Data block |
-------------------------
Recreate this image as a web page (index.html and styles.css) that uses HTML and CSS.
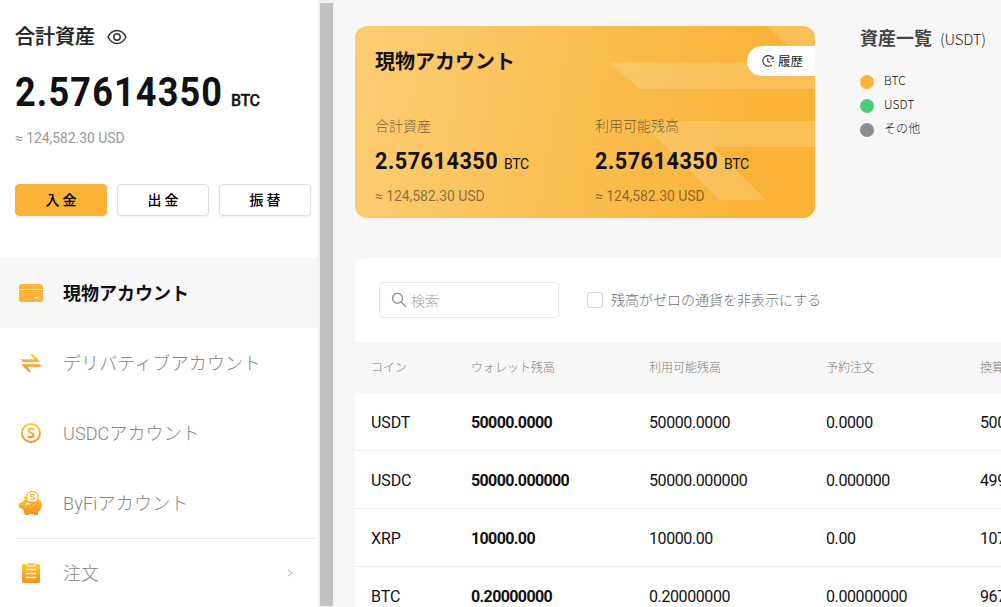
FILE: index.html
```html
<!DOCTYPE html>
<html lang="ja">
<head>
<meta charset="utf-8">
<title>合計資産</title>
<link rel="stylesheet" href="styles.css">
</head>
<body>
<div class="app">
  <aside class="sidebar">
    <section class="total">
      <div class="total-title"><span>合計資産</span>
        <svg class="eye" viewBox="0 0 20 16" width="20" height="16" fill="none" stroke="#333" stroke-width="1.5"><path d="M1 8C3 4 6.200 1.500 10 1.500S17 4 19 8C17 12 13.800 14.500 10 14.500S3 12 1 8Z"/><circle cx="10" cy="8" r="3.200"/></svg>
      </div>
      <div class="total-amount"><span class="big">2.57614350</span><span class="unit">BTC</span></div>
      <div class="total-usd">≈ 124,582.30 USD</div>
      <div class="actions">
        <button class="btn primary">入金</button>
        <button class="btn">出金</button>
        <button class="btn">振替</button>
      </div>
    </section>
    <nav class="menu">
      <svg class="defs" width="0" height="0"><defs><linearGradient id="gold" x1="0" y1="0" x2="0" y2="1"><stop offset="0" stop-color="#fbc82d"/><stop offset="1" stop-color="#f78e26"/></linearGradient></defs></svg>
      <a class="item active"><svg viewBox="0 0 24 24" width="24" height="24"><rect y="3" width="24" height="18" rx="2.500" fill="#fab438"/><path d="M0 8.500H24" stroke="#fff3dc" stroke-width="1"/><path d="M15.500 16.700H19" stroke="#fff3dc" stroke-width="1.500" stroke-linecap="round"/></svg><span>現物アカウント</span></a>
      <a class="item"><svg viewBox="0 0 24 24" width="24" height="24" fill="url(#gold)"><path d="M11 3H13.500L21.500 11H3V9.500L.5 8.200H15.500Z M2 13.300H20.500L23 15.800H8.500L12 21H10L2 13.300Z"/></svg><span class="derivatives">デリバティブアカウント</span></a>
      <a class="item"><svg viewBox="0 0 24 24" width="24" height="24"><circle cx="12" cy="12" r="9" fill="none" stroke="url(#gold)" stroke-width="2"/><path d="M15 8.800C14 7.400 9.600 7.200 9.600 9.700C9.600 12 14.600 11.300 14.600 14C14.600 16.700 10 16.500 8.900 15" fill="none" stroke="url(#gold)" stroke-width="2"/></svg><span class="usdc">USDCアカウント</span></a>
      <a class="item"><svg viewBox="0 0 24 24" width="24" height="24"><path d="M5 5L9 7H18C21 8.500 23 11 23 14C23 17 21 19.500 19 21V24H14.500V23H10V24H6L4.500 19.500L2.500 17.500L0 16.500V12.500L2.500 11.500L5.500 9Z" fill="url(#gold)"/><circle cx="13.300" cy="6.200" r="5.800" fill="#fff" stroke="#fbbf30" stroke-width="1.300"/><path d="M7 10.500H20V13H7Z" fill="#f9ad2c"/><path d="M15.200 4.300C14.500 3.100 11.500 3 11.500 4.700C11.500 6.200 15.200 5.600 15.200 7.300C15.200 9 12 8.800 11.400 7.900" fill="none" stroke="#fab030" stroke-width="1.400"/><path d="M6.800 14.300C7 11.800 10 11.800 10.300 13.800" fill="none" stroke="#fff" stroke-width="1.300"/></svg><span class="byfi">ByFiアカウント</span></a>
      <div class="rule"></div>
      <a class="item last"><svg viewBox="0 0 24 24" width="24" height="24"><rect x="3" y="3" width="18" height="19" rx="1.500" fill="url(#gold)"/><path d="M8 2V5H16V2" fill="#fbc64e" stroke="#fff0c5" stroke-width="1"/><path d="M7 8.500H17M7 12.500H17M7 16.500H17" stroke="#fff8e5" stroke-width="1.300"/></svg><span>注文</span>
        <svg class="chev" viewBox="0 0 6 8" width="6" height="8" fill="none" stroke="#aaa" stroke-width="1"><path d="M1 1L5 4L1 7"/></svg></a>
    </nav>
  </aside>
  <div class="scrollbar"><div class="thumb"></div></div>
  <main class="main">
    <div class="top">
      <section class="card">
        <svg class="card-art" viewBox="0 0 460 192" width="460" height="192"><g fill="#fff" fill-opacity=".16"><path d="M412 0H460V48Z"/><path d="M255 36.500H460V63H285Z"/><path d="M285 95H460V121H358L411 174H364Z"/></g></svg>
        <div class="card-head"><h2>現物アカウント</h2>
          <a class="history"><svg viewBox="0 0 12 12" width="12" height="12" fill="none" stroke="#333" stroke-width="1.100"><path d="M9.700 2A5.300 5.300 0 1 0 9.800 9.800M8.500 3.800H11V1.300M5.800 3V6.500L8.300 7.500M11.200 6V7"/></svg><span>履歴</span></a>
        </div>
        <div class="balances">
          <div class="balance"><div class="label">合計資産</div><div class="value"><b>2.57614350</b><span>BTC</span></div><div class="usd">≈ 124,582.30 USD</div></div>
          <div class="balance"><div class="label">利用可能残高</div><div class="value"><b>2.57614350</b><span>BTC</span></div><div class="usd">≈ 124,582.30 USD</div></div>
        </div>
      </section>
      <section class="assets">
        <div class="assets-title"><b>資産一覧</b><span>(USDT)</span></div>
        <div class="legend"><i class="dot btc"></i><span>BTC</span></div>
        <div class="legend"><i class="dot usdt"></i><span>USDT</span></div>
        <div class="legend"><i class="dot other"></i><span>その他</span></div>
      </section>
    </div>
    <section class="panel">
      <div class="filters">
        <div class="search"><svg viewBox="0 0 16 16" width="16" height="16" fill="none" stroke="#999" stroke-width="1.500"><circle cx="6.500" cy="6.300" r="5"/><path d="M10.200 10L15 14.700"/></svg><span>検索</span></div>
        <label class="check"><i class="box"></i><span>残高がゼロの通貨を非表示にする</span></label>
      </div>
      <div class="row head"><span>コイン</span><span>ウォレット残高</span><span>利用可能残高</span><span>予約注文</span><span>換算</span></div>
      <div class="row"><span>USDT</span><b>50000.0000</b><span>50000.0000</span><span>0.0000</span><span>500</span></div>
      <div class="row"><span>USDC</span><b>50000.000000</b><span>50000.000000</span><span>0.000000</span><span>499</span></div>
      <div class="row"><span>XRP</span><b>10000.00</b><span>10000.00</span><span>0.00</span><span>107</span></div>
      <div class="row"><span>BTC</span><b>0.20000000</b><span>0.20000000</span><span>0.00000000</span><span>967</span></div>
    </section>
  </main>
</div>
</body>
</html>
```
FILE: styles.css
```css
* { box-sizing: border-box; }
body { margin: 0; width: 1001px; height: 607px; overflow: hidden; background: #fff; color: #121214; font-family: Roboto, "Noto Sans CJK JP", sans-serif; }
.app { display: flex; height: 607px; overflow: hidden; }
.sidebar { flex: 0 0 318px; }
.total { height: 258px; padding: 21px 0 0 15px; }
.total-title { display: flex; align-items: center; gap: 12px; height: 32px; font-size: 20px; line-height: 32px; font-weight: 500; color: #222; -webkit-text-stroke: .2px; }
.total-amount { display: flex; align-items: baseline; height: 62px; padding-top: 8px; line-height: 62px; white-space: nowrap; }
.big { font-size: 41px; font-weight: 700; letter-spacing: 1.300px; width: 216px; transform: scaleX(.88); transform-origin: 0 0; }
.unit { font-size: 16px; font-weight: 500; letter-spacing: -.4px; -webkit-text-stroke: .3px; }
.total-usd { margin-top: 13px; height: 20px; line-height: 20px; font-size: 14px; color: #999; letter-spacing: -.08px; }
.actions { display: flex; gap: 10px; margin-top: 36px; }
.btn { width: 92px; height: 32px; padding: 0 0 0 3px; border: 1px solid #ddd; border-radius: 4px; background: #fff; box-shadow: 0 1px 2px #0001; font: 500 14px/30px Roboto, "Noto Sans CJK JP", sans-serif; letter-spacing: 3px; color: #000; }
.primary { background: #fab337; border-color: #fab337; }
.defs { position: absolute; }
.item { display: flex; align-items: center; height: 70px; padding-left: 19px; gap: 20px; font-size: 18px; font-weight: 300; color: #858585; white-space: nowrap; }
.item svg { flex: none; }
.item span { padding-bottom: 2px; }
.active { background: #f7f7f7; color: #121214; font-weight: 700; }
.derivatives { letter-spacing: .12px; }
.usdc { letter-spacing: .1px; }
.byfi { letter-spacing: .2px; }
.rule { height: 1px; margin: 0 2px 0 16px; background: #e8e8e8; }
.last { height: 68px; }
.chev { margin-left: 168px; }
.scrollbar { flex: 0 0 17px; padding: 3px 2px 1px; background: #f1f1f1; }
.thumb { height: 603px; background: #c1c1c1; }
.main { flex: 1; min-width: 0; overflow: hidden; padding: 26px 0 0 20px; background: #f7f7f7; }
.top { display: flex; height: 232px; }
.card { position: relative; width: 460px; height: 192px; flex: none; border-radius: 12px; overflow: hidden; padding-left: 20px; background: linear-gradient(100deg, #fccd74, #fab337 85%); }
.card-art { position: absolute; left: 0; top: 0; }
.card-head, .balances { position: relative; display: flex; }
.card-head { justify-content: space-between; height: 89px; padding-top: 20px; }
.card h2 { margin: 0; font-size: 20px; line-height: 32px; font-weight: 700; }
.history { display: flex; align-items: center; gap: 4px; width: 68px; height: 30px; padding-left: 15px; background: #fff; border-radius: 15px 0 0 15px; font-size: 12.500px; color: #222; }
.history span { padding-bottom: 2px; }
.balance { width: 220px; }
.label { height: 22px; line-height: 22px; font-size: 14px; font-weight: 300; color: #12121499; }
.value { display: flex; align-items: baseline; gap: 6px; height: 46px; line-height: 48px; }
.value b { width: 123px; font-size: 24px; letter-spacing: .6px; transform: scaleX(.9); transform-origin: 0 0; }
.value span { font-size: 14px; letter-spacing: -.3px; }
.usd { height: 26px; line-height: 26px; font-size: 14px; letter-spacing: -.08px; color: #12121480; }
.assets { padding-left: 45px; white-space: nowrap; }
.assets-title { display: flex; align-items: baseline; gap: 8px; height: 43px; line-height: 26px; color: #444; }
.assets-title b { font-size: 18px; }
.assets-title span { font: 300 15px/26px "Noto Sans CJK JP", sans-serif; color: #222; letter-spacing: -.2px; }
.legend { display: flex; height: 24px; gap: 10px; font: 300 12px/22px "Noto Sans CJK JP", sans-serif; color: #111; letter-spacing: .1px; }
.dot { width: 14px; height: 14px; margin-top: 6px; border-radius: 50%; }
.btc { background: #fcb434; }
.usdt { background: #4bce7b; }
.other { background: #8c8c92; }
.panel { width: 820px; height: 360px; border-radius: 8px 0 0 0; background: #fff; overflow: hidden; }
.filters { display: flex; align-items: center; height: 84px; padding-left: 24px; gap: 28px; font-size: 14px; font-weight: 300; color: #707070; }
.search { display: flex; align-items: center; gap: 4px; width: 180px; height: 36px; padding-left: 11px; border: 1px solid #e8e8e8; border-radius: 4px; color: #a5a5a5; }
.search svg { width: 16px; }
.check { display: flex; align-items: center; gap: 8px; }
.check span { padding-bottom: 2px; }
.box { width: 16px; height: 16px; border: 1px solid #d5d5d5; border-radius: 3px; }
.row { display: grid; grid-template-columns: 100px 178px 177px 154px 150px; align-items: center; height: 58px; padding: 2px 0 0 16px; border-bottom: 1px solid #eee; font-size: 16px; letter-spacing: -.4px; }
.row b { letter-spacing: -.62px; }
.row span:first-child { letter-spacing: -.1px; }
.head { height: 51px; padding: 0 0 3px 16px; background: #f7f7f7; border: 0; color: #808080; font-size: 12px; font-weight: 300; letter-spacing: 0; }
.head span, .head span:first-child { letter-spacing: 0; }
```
-------------------------
Search the lines for "index". Copy each line that has it.

Recreate this image as a web page (index.html and styles.css) that uses HTML and CSS.
FILE: index.html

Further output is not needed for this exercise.